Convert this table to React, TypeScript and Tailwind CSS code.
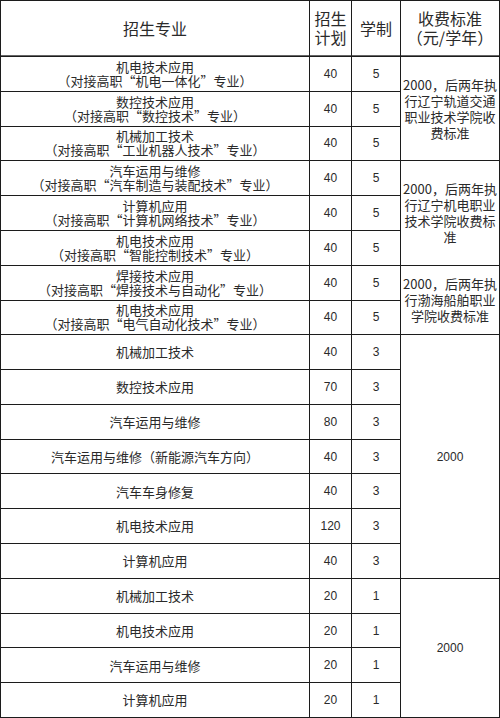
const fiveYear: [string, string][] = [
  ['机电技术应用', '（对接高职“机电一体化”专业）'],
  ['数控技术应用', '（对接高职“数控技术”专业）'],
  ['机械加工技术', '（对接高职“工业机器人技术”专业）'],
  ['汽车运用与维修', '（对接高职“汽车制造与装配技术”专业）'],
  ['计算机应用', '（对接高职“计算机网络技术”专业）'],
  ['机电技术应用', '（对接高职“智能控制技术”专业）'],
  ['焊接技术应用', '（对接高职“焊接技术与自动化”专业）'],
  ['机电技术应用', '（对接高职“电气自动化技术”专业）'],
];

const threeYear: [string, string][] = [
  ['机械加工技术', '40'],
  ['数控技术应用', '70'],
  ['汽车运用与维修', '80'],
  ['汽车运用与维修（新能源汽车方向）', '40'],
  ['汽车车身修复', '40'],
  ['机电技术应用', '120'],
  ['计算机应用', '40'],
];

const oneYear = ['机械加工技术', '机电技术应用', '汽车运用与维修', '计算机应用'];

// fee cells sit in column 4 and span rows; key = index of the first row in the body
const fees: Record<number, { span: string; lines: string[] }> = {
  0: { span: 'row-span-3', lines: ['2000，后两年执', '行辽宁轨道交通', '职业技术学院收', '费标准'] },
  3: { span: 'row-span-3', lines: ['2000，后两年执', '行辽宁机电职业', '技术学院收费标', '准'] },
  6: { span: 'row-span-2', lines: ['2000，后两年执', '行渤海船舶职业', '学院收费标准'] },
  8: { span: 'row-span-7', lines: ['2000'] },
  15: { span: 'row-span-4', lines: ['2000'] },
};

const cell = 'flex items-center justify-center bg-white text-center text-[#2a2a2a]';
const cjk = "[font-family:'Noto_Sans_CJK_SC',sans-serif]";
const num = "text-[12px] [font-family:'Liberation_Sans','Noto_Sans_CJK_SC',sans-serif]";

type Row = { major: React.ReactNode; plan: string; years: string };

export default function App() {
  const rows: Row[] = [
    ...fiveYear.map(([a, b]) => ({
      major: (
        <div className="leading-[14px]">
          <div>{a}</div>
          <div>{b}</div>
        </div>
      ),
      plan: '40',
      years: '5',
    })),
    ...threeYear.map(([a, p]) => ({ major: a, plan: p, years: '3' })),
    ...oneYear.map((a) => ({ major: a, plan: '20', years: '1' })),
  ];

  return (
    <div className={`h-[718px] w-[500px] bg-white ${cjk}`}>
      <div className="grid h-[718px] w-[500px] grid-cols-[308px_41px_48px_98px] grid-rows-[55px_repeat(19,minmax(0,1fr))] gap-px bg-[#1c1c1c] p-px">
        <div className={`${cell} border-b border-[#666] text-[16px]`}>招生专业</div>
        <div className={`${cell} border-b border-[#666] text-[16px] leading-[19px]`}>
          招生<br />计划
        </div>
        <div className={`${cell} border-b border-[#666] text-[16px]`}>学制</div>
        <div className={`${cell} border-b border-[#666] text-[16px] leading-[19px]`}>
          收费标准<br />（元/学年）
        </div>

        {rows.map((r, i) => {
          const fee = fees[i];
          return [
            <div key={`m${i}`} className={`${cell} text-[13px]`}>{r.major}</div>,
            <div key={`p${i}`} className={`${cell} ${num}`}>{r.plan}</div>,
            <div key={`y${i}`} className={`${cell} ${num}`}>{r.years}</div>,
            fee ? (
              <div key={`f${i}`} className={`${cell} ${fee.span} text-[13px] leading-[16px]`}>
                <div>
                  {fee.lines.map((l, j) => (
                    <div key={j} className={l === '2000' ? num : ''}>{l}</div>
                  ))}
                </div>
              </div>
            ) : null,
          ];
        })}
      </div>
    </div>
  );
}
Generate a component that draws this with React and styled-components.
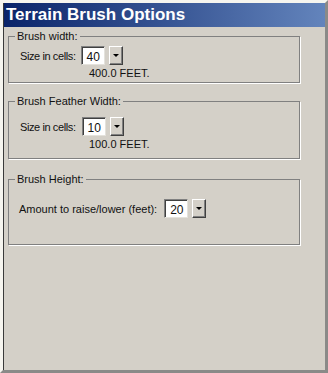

- - -

Set task —
Every line of the material is to be quoted exactly, with no pictures carried over.

Task result —
Convert this table to React, TypeScript and Tailwind CSS code.
const fiveYear: [string, string][] = [
  ['机电技术应用', '（对接高职“机电一体化”专业）'],
  ['数控技术应用', '（对接高职“数控技术”专业）'],
  ['机械加工技术', '（对接高职“工业机器人技术”专业）'],
  ['汽车运用与维修', '（对接高职“汽车制造与装配技术”专业）'],
  ['计算机应用', '（对接高职“计算机网络技术”专业）'],
  ['机电技术应用', '（对接高职“智能控制技术”专业）'],
  ['焊接技术应用', '（对接高职“焊接技术与自动化”专业）'],
  ['机电技术应用', '（对接高职“电气自动化技术”专业）'],
];

const threeYear: [string, string][] = [
  ['机械加工技术', '40'],
  ['数控技术应用', '70'],
  ['汽车运用与维修', '80'],
  ['汽车运用与维修（新能源汽车方向）', '40'],
  ['汽车车身修复', '40'],
  ['机电技术应用', '120'],
  ['计算机应用', '40'],
];

const oneYear = ['机械加工技术', '机电技术应用', '汽车运用与维修', '计算机应用'];

// fee cells sit in column 4 and span rows; key = index of the first row in the body
const fees: Record<number, { span: string; lines: string[] }> = {
  0: { span: 'row-span-3', lines: ['2000，后两年执', '行辽宁轨道交通', '职业技术学院收', '费标准'] },
  3: { span: 'row-span-3', lines: ['2000，后两年执', '行辽宁机电职业', '技术学院收费标', '准'] },
  6: { span: 'row-span-2', lines: ['2000，后两年执', '行渤海船舶职业', '学院收费标准'] },
  8: { span: 'row-span-7', lines: ['2000'] },
  15: { span: 'row-span-4', lines: ['2000'] },
};

const cell = 'flex items-center justify-center bg-white text-center text-[#2a2a2a]';
const cjk = "[font-family:'Noto_Sans_CJK_SC',sans-serif]";
const num = "text-[12px] [font-family:'Liberation_Sans','Noto_Sans_CJK_SC',sans-serif]";

type Row = { major: React.ReactNode; plan: string; years: string };

export default function App() {
  const rows: Row[] = [
    ...fiveYear.map(([a, b]) => ({
      major: (
        <div className="leading-[14px]">
          <div>{a}</div>
          <div>{b}</div>
        </div>
      ),
      plan: '40',
      years: '5',
    })),
    ...threeYear.map(([a, p]) => ({ major: a, plan: p, years: '3' })),
    ...oneYear.map((a) => ({ major: a, plan: '20', years: '1' })),
  ];

  return (
    <div className={`h-[718px] w-[500px] bg-white ${cjk}`}>
      <div className="grid h-[718px] w-[500px] grid-cols-[308px_41px_48px_98px] grid-rows-[55px_repeat(19,minmax(0,1fr))] gap-px bg-[#1c1c1c] p-px">
        <div className={`${cell} border-b border-[#666] text-[16px]`}>招生专业</div>
        <div className={`${cell} border-b border-[#666] text-[16px] leading-[19px]`}>
          招生<br />计划
        </div>
        <div className={`${cell} border-b border-[#666] text-[16px]`}>学制</div>
        <div className={`${cell} border-b border-[#666] text-[16px] leading-[19px]`}>
          收费标准<br />（元/学年）
        </div>

        {rows.map((r, i) => {
          const fee = fees[i];
          return [
            <div key={`m${i}`} className={`${cell} text-[13px]`}>{r.major}</div>,
            <div key={`p${i}`} className={`${cell} ${num}`}>{r.plan}</div>,
            <div key={`y${i}`} className={`${cell} ${num}`}>{r.years}</div>,
            fee ? (
              <div key={`f${i}`} className={`${cell} ${fee.span} text-[13px] leading-[16px]`}>
                <div>
                  {fee.lines.map((l, j) => (
                    <div key={j} className={l === '2000' ? num : ''}>{l}</div>
                  ))}
                </div>
              </div>
            ) : null,
          ];
        })}
      </div>
    </div>
  );
}
Generate a component that draws this with React and styled-components.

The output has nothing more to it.